* Start *

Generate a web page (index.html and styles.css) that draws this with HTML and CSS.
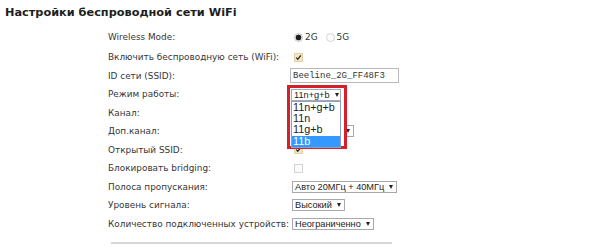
FILE: index.html
```html
<!DOCTYPE html>
<html lang="ru">
<head>
<meta charset="utf-8">
<title>Настройки беспроводной сети WiFi</title>
<link rel="stylesheet" href="styles.css">
</head>
<body>
<h1 class="title">Настройки беспроводной сети WiFi</h1>
<div class="form">
  <div class="label">Wireless Mode:</div>
  <div class="value">
    <span class="radio checked"></span><span class="opt">2G</span>
    <span class="radio"></span><span class="opt">5G</span>
  </div>

  <div class="label">Включить беспроводную сеть (WiFi):</div>
  <div class="value"><span class="check on"><svg width="9" height="9" viewBox="0 0 9 9"><rect x=".5" y=".5" width="8" height="8" fill="#f4e6c2" stroke="#e3d2a8"/><path d="M2.2 4.6 L3.8 6.2 L6.9 2.4" fill="none" stroke="#2a2a2a" stroke-width="1.3"/></svg></span></div>

  <div class="label">ID сети (SSID):</div>
  <div class="value"><span class="input">Beeline_2G_FF48F3</span></div>

  <div class="label">Режим работы:</div>
  <div class="value anchor">
    <span class="select top">11n+g+b<span class="arrow"></span></span>
    <div class="popup">
      <ul class="list">
        <li>11n+g+b</li>
        <li>11n</li>
        <li>11g+b</li>
        <li class="sel">11b</li>
      </ul>
    </div>
  </div>

  <div class="label">Канал:</div>
  <div class="value"><span class="select blank narrow"><span class="arrow"></span></span></div>

  <div class="label">Доп.канал:</div>
  <div class="value"><span class="select blank wide"><span class="arrow"></span></span></div>

  <div class="label">Открытый SSID:</div>
  <div class="value"><span class="check on"><svg width="9" height="9" viewBox="0 0 9 9"><rect x=".5" y=".5" width="8" height="8" fill="#f4e6c2" stroke="#e3d2a8"/><path d="M2.2 4.6 L3.8 6.2 L6.9 2.4" fill="none" stroke="#2a2a2a" stroke-width="1.3"/></svg></span></div>

  <div class="label">Блокировать bridging:</div>
  <div class="value"><span class="check"><svg width="9" height="9" viewBox="0 0 9 9"><rect x=".5" y=".5" width="8" height="8" fill="#fafafa" stroke="#d4d4d4"/></svg></span></div>

  <div class="label">Полоса пропускания:</div>
  <div class="value"><span class="select">Авто 20МГц + 40МГц<span class="arrow"></span></span></div>

  <div class="label">Уровень сигнала:</div>
  <div class="value"><span class="select">Высокий<span class="arrow"></span></span></div>

  <div class="label">Количество подключенных устройств:</div>
  <div class="value"><span class="select">Неограниченно<span class="arrow"></span></span></div>
</div>
<div class="rule"></div>
</body>
</html>
```

FILE: styles.css
```css
html, body {
  margin: 0;
  padding: 0;
  background: #ffffff;
}

body {
  width: 600px;
  height: 247px;
  overflow: hidden;
  font-family: "DejaVu Sans", Verdana, sans-serif;
  color: #333333;
}

.title {
  margin: 0;
  padding: 6px 0 0 5px;
  font-family: "DejaVu Sans", Verdana, sans-serif;
  font-weight: bold;
  font-size: 11.3px;
  line-height: 14px;
  color: #1e1e1e;
}

.form {
  display: grid;
  grid-template-columns: 182px auto;
  grid-template-rows: 21.5px;
  grid-auto-rows: 18.56px;
  align-items: center;
  padding-left: 108px;
  margin-top: 6.25px;
}

.label {
  font-size: 8.9px;
  line-height: 12px;
  color: #363636;
  white-space: nowrap;
}

.value {
  display: flex;
  align-items: center;
  height: 100%;
}

.anchor {
  position: relative;
}

.radio {
  width: 7px;
  height: 7px;
  border-radius: 50%;
  border: 1px solid #d2d2d2;
  background: #fdfdfd;
  margin-left: 4px;
  box-sizing: content-box;
}

.radio.checked {
  background: radial-gradient(circle, #1e1e1e 0 2.6px, #f3f3f3 3.2px);
  border-color: #c9c9c9;
}

.opt {
  font-size: 8.9px;
  margin-left: 2px;
  margin-right: 4px;
  color: #333;
}

.check {
  display: flex;
  margin-left: 4px;
}

.input {
  display: flex;
  align-items: center;
  box-sizing: border-box;
  width: 109px;
  height: 15px;
  border: 1px solid #b9b9b9;
  padding-left: 2px;
  font-family: "Liberation Mono", "Courier New", monospace;
  font-size: 9px;
  color: #333;
}

.select {
  display: inline-flex;
  align-items: center;
  box-sizing: border-box;
  height: 12px;
  border: 1px solid #a9a9a9;
  padding: 0 3px 0 2px;
  margin-left: 2px;
  font-family: "Liberation Sans", Arial, sans-serif;
  font-size: 9.2px;
  color: #222;
  background: #fff;
  white-space: nowrap;
}

.select.top {
  position: relative;
  z-index: 2;
  margin-left: 1px;
  margin-top: 2px;
  width: 50px;
  justify-content: space-between;
}

.select.blank {
  justify-content: flex-end;
}

.select.narrow {
  width: 40px;
}

.select.wide {
  width: 62px;
}

.arrow {
  width: 0;
  height: 0;
  border-left: 2.5px solid transparent;
  border-right: 2.5px solid transparent;
  border-top: 4px solid #222;
  margin-left: 5px;
}

.popup {
  position: absolute;
  z-index: 1;
  left: -3px;
  top: 0;
  width: 60px;
  height: 64px;
  box-sizing: border-box;
  border: 3px solid #d3202b;
  background: #fff;
}

.list {
  list-style: none;
  margin: 0;
  padding: 0;
  position: absolute;
  left: 1px;
  top: 13px;
  width: 50px;
  box-sizing: border-box;
  border: 1px solid #8aa2c8;
  background: #fff;
  font-family: "Liberation Sans", Arial, sans-serif;
  font-size: 10.8px;
  color: #222;
}

.list li {
  height: 11.25px;
  line-height: 11.25px;
  padding-left: 1px;
}

.list li.sel {
  background: #3399ff;
  color: #ffffff;
}

.rule {
  margin: 9px 0 0 111px;
  width: 281px;
  height: 2px;
  background: #d6d6d6;
}
```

* End *

| Goal of the exercise |
Give the data again exactly as written, with all pictures left out.

| Task response |
Generate a web page (index.html and styles.css) that draws this with HTML and CSS.
FILE: index.html
```html
<!DOCTYPE html>
<html lang="ru">
<head>
<meta charset="utf-8">
<title>Настройки беспроводной сети WiFi</title>
<link rel="stylesheet" href="styles.css">
</head>
<body>
<h1 class="title">Настройки беспроводной сети WiFi</h1>
<div class="form">
  <div class="label">Wireless Mode:</div>
  <div class="value">
    <span class="radio checked"></span><span class="opt">2G</span>
    <span class="radio"></span><span class="opt">5G</span>
  </div>

  <div class="label">Включить беспроводную сеть (WiFi):</div>
  <div class="value"><span class="check on"><svg width="9" height="9" viewBox="0 0 9 9"><rect x=".5" y=".5" width="8" height="8" fill="#f4e6c2" stroke="#e3d2a8"/><path d="M2.2 4.6 L3.8 6.2 L6.9 2.4" fill="none" stroke="#2a2a2a" stroke-width="1.3"/></svg></span></div>

  <div class="label">ID сети (SSID):</div>
  <div class="value"><span class="input">Beeline_2G_FF48F3</span></div>

  <div class="label">Режим работы:</div>
  <div class="value anchor">
    <span class="select top">11n+g+b<span class="arrow"></span></span>
    <div class="popup">
      <ul class="list">
        <li>11n+g+b</li>
        <li>11n</li>
        <li>11g+b</li>
        <li class="sel">11b</li>
      </ul>
    </div>
  </div>

  <div class="label">Канал:</div>
  <div class="value"><span class="select blank narrow"><span class="arrow"></span></span></div>

  <div class="label">Доп.канал:</div>
  <div class="value"><span class="select blank wide"><span class="arrow"></span></span></div>

  <div class="label">Открытый SSID:</div>
  <div class="value"><span class="check on"><svg width="9" height="9" viewBox="0 0 9 9"><rect x=".5" y=".5" width="8" height="8" fill="#f4e6c2" stroke="#e3d2a8"/><path d="M2.2 4.6 L3.8 6.2 L6.9 2.4" fill="none" stroke="#2a2a2a" stroke-width="1.3"/></svg></span></div>

  <div class="label">Блокировать bridging:</div>
  <div class="value"><span class="check"><svg width="9" height="9" viewBox="0 0 9 9"><rect x=".5" y=".5" width="8" height="8" fill="#fafafa" stroke="#d4d4d4"/></svg></span></div>

  <div class="label">Полоса пропускания:</div>
  <div class="value"><span class="select">Авто 20МГц + 40МГц<span class="arrow"></span></span></div>

  <div class="label">Уровень сигнала:</div>
  <div class="value"><span class="select">Высокий<span class="arrow"></span></span></div>

  <div class="label">Количество подключенных устройств:</div>
  <div class="value"><span class="select">Неограниченно<span class="arrow"></span></span></div>
</div>
<div class="rule"></div>
</body>
</html>
```

FILE: styles.css
```css
html, body {
  margin: 0;
  padding: 0;
  background: #ffffff;
}

body {
  width: 600px;
  height: 247px;
  overflow: hidden;
  font-family: "DejaVu Sans", Verdana, sans-serif;
  color: #333333;
}

.title {
  margin: 0;
  padding: 6px 0 0 5px;
  font-family: "DejaVu Sans", Verdana, sans-serif;
  font-weight: bold;
  font-size: 11.3px;
  line-height: 14px;
  color: #1e1e1e;
}

.form {
  display: grid;
  grid-template-columns: 182px auto;
  grid-template-rows: 21.5px;
  grid-auto-rows: 18.56px;
  align-items: center;
  padding-left: 108px;
  margin-top: 6.25px;
}

.label {
  font-size: 8.9px;
  line-height: 12px;
  color: #363636;
  white-space: nowrap;
}

.value {
  display: flex;
  align-items: center;
  height: 100%;
}

.anchor {
  position: relative;
}

.radio {
  width: 7px;
  height: 7px;
  border-radius: 50%;
  border: 1px solid #d2d2d2;
  background: #fdfdfd;
  margin-left: 4px;
  box-sizing: content-box;
}

.radio.checked {
  background: radial-gradient(circle, #1e1e1e 0 2.6px, #f3f3f3 3.2px);
  border-color: #c9c9c9;
}

.opt {
  font-size: 8.9px;
  margin-left: 2px;
  margin-right: 4px;
  color: #333;
}

.check {
  display: flex;
  margin-left: 4px;
}

.input {
  display: flex;
  align-items: center;
  box-sizing: border-box;
  width: 109px;
  height: 15px;
  border: 1px solid #b9b9b9;
  padding-left: 2px;
  font-family: "Liberation Mono", "Courier New", monospace;
  font-size: 9px;
  color: #333;
}

.select {
  display: inline-flex;
  align-items: center;
  box-sizing: border-box;
  height: 12px;
  border: 1px solid #a9a9a9;
  padding: 0 3px 0 2px;
  margin-left: 2px;
  font-family: "Liberation Sans", Arial, sans-serif;
  font-size: 9.2px;
  color: #222;
  background: #fff;
  white-space: nowrap;
}

.select.top {
  position: relative;
  z-index: 2;
  margin-left: 1px;
  margin-top: 2px;
  width: 50px;
  justify-content: space-between;
}

.select.blank {
  justify-content: flex-end;
}

.select.narrow {
  width: 40px;
}

.select.wide {
  width: 62px;
}

.arrow {
  width: 0;
  height: 0;
  border-left: 2.5px solid transparent;
  border-right: 2.5px solid transparent;
  border-top: 4px solid #222;
  margin-left: 5px;
}

.popup {
  position: absolute;
  z-index: 1;
  left: -3px;
  top: 0;
  width: 60px;
  height: 64px;
  box-sizing: border-box;
  border: 3px solid #d3202b;
  background: #fff;
}

.list {
  list-style: none;
  margin: 0;
  padding: 0;
  position: absolute;
  left: 1px;
  top: 13px;
  width: 50px;
  box-sizing: border-box;
  border: 1px solid #8aa2c8;
  background: #fff;
  font-family: "Liberation Sans", Arial, sans-serif;
  font-size: 10.8px;
  color: #222;
}

.list li {
  height: 11.25px;
  line-height: 11.25px;
  padding-left: 1px;
}

.list li.sel {
  background: #3399ff;
  color: #ffffff;
}

.rule {
  margin: 9px 0 0 111px;
  width: 281px;
  height: 2px;
  background: #d6d6d6;
}
```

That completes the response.